- The composer
- Other name: Messa di Gloria
- Occasion: graduation exercise
- Performed: 12 July 1880: Lucca
- Movements: six
- Scoring: tenor; baritone; SATB choir; orchestra;

= Messa (Puccini) =

Mass by Giacomo Puccini

Giacomo Puccini's Messa a quattro voci, or Mass for 4 Voices, was written in 1880 and is a complete setting of the Ordinary (Kyrie, Gloria, Credo, Sanctus, Benedictus and Agnus Dei) scored for four-part choir (with tenor and baritone soloists) and orchestra. It was not published, however, until 1951, in New York, when it was incorrectly titled Messa di Gloria, a truncated type of Mass setting.

== History ==
Puccini composed the Mass as his graduation exercise from the Istituto Musicale Pacini.
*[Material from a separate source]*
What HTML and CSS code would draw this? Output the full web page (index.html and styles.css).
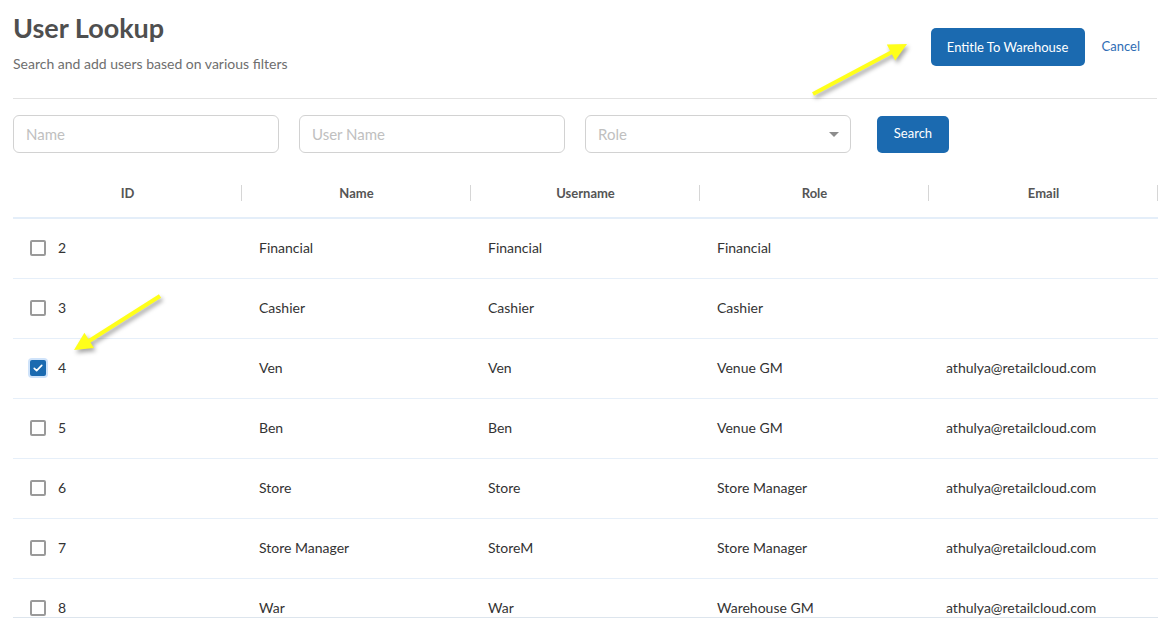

It had its first performance in Lucca on July 12, 1880. However, the Credo had already been written and performed in 1878 and was initially conceived by Puccini as a self-contained work. Puccini never published the full manuscript of the Messa, and although well received at the time, it was not performed again until 1952 (first in Chicago and then in Naples). However, he re-used some of its themes in other works, such as the Agnus Dei in his opera Manon Lescaut and the Kyrie in Edgar.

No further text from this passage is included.